Front-end source files:
□ □ □ □
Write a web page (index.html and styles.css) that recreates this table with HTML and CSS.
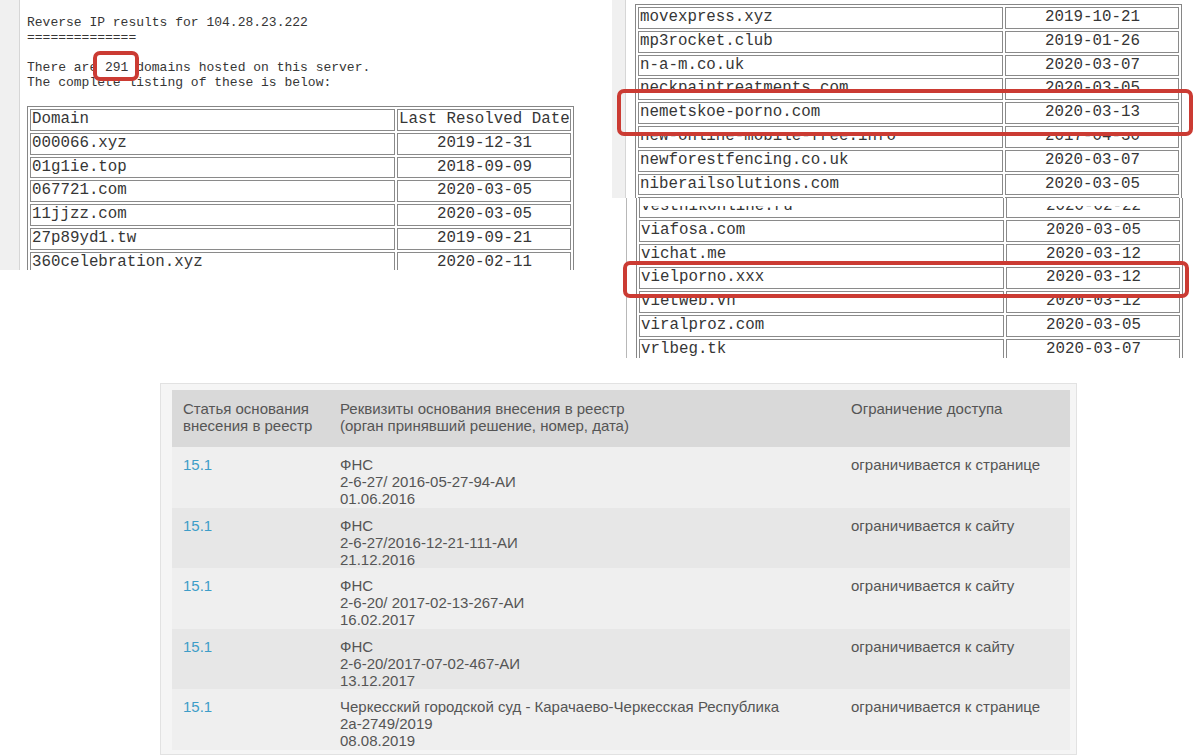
FILE: index.html
```html
<!DOCTYPE html>
<html lang="ru">
<head>
<meta charset="utf-8">
<title>Reverse IP / Реестр</title>
<link rel="stylesheet" href="styles.css">
</head>
<body>
<div class="canvas">

  <section class="shot shot-ip">
    <div class="strip strip-a"></div>
    <div class="ip-body">
<pre class="ip-text">Reverse IP results for 104.28.23.222
==============

There are 291 domains hosted on this server.
The complete listing of these is below:</pre>
      <table class="iptable">
        <tr><td class="c1">Domain</td><td class="c2 left">Last Resolved Date</td></tr>
        <tr><td class="c1">000066.xyz</td><td class="c2">2019-12-31</td></tr>
        <tr><td class="c1">01g1ie.top</td><td class="c2">2018-09-09</td></tr>
        <tr><td class="c1">067721.com</td><td class="c2">2020-03-05</td></tr>
        <tr><td class="c1">11jjzz.com</td><td class="c2">2020-03-05</td></tr>
        <tr><td class="c1">27p89yd1.tw</td><td class="c2">2019-09-21</td></tr>
        <tr><td class="c1">360celebration.xyz</td><td class="c2">2020-02-11</td></tr>
      </table>
    </div>
  </section>

  <section class="shot shot-n">
    <div class="strip strip-b"></div>
    <table class="iptable iptable-n">
      <tr><td class="c1">movexpress.xyz</td><td class="c2">2019-10-21</td></tr>
      <tr><td class="c1">mp3rocket.club</td><td class="c2">2019-01-26</td></tr>
      <tr><td class="c1">n-a-m.co.uk</td><td class="c2">2020-03-07</td></tr>
      <tr><td class="c1"><span class="cut cut-low">neckpaintreatments.com</span></td><td class="c2"><span class="cut cut-low">2020-03-05</span></td></tr>
      <tr><td class="c1">nemetskoe-porno.com</td><td class="c2">2020-03-13</td></tr>
      <tr><td class="c1"><span class="cut cut-high">new-online-mobile-free.info</span></td><td class="c2"><span class="cut cut-high">2017-04-30</span></td></tr>
      <tr><td class="c1">newforestfencing.co.uk</td><td class="c2">2020-03-07</td></tr>
      <tr><td class="c1">niberailsolutions.com</td><td class="c2">2020-03-05</td></tr>
      <tr><td class="c1">&nbsp;</td><td class="c2">&nbsp;</td></tr>
    </table>
  </section>

  <section class="shot shot-v">
    <table class="iptable iptable-v">
      <tr><td class="c1"><span class="cut cut-top">vestnikonline.ru</span></td><td class="c2"><span class="cut cut-top">2020-02-22</span></td></tr>
      <tr><td class="c1">viafosa.com</td><td class="c2">2020-03-05</td></tr>
      <tr><td class="c1"><span class="cut cut-tail">vichat.me</span></td><td class="c2"><span class="cut cut-tail">2020-03-12</span></td></tr>
      <tr><td class="c1">vielporno.xxx</td><td class="c2">2020-03-12</td></tr>
      <tr><td class="c1"><span class="cut cut-head">vietweb.vn</span></td><td class="c2"><span class="cut cut-head">2020-03-12</span></td></tr>
      <tr><td class="c1">viralproz.com</td><td class="c2">2020-03-05</td></tr>
      <tr><td class="c1">vrlbeg.tk</td><td class="c2">2020-03-07</td></tr>
    </table>
  </section>

  <section class="shot shot-reg">
    <table class="regtable">
      <thead>
        <tr>
          <th class="r1">Статья основания<br>внесения в реестр</th>
          <th class="r2">Реквизиты основания внесения в реестр<br>(орган принявший решение, номер, дата)</th>
          <th class="r3">Ограничение доступа</th>
        </tr>
      </thead>
      <tbody>
        <tr>
          <td><a class="art">15.1</a></td>
          <td>ФНС<br>2-6-27/ 2016-05-27-94-АИ<br>01.06.2016</td>
          <td>ограничивается к странице</td>
        </tr>
        <tr>
          <td><a class="art">15.1</a></td>
          <td>ФНС<br>2-6-27/2016-12-21-111-АИ<br>21.12.2016</td>
          <td>ограничивается к сайту</td>
        </tr>
        <tr>
          <td><a class="art">15.1</a></td>
          <td>ФНС<br>2-6-20/ 2017-02-13-267-АИ<br>16.02.2017</td>
          <td>ограничивается к сайту</td>
        </tr>
        <tr>
          <td><a class="art">15.1</a></td>
          <td>ФНС<br>2-6-20/2017-07-02-467-АИ<br>13.12.2017</td>
          <td>ограничивается к сайту</td>
        </tr>
        <tr>
          <td><a class="art">15.1</a></td>
          <td>Черкесский городской суд - Карачаево-Черкесская Республика<br>2а-2749/2019<br>08.08.2019</td>
          <td>ограничивается к странице</td>
        </tr>
      </tbody>
    </table>
  </section>

  <div class="mark mark-291"></div>
  <div class="mark mark-nem"></div>
  <div class="mark mark-viel"></div>
</div>
</body>
</html>
```

FILE: styles.css
```css
* { box-sizing: border-box; }

html, body {
  margin: 0;
  padding: 0;
  background: #ffffff;
}

.canvas {
  position: relative;
  width: 1200px;
  height: 755px;
  overflow: hidden;
  background: #ffffff;
}

.shot {
  position: absolute;
  overflow: hidden;
  background: #ffffff;
}

/* ---------- Reverse IP shot ---------- */
.shot-ip {
  left: 0;
  top: 0;
  width: 583px;
  height: 270px;
  display: flex;
}

.strip {
  flex: none;
  background: #f0f0f0;
  border-right: 1px solid #d6d6d6;
}
.strip-a { width: 20px; }
.strip-b { width: 14px; height: 100%; }

.ip-body {
  padding: 15px 0 0 7px;
}

.ip-text {
  margin: 0 0 16px 0;
  font-family: "Liberation Mono", "DejaVu Sans Mono", monospace;
  font-size: 13px;
  line-height: 15px;
  color: #363636;
}

.iptable {
  flex: none;
  width: 547px;
  table-layout: fixed;
  border-collapse: separate;
  border-spacing: 2px;
  border: 1px solid #868686;
  font-family: "Liberation Mono", "DejaVu Sans Mono", monospace;
  font-size: 15.8px;
  color: #363636;
}

.iptable td {
  border: 1px solid #8a8a8a;
  padding: 0 0 0 1px;
  line-height: 19.8px;
  height: 21.8px;
  white-space: nowrap;
  overflow: hidden;
  vertical-align: top;
}

.iptable td.c1 { width: 365px; }
.iptable td.c2 { text-align: center; }
.iptable td.left { text-align: left; }

/* ---------- second shot (n...) ---------- */
.shot-n {
  left: 612px;
  top: 0;
  width: 588px;
  height: 198px;
  display: flex;
  align-items: flex-start;
}

.iptable-n {
  margin: 4px 0 0 9px;
}

/* ---------- third shot (v...) ---------- */
.shot-v {
  left: 626px;
  top: 198px;
  width: 574px;
  height: 160px;
  border-left: 1px solid #b8b8b8;
}

.iptable-v {
  margin: -5px 0 0 9px;
}

/* clipped text pieces (spliced screenshot) */
.cut { display: block; }
.cut-low  { clip-path: inset(0 0 7px 0); }
.cut-high { clip-path: inset(9px 0 0 0); }
.cut-top  { clip-path: inset(9px 0 0 0); }
.cut-tail { clip-path: inset(0 0 4px 0); }
.cut-head { clip-path: inset(3px 0 0 0); }

/* ---------- registry shot ---------- */
.shot-reg {
  left: 160px;
  top: 383px;
  width: 917px;
  height: 372px;
  background: #f5f5f5;
  border: 1px solid #e2e2e2;
  padding: 6px 0 0 11px;
}

.regtable {
  width: 898px;
  border-collapse: collapse;
  table-layout: fixed;
  font-family: "Liberation Sans", Arial, sans-serif;
  font-size: 15px;
  line-height: 17px;
  color: #555555;
}

.regtable th {
  background: #d9d9d9;
  font-weight: normal;
  text-align: left;
  vertical-align: top;
  padding: 10px 10px 13px 11px;
}

.regtable th.r1 { width: 158px; }
.regtable th.r2 { width: 511px; padding-left: 10px; }
.regtable th.r3 { padding-left: 10px; }

.regtable td {
  vertical-align: top;
  padding: 9px 10px 0 10px;
  height: 60.5px;
}
.regtable td:first-child { padding-left: 11px; }

.regtable tbody tr:nth-child(odd) td { background: #efefef; }
.regtable tbody tr:nth-child(even) td { background: #e7e7e7; }

.art {
  color: #3d9dc8;
  text-decoration: none;
}

/* ---------- red highlight marks ---------- */
.mark {
  position: absolute;
  border: 4px solid #cb3b33;
  border-radius: 7px;
}

.mark-291 {
  left: 93px;
  top: 51px;
  width: 46px;
  height: 30px;
}

.mark-nem {
  left: 617px;
  top: 89px;
  width: 576px;
  height: 47px;
}

.mark-viel {
  left: 623px;
  top: 261px;
  width: 566px;
  height: 37px;
}
```
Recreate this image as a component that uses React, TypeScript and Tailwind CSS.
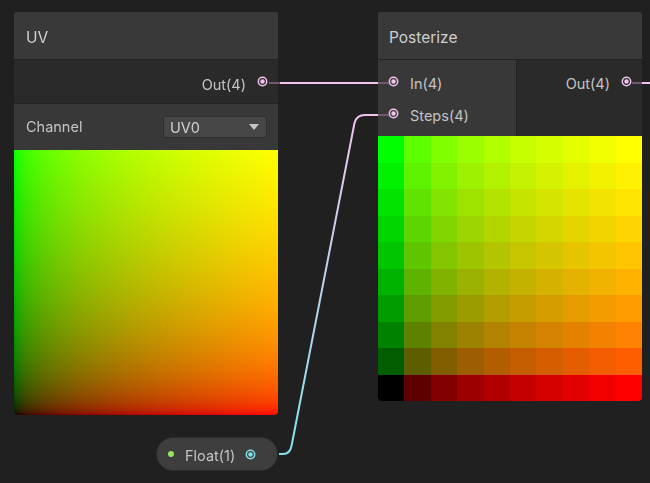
□ □ □ □
» **What is required**: Identify and copy all lines with the word "that".

» **Final result**:
Write a web page (index.html and styles.css) that recreates this table with HTML and CSS.
Recreate this image as a component that uses React, TypeScript and Tailwind CSS.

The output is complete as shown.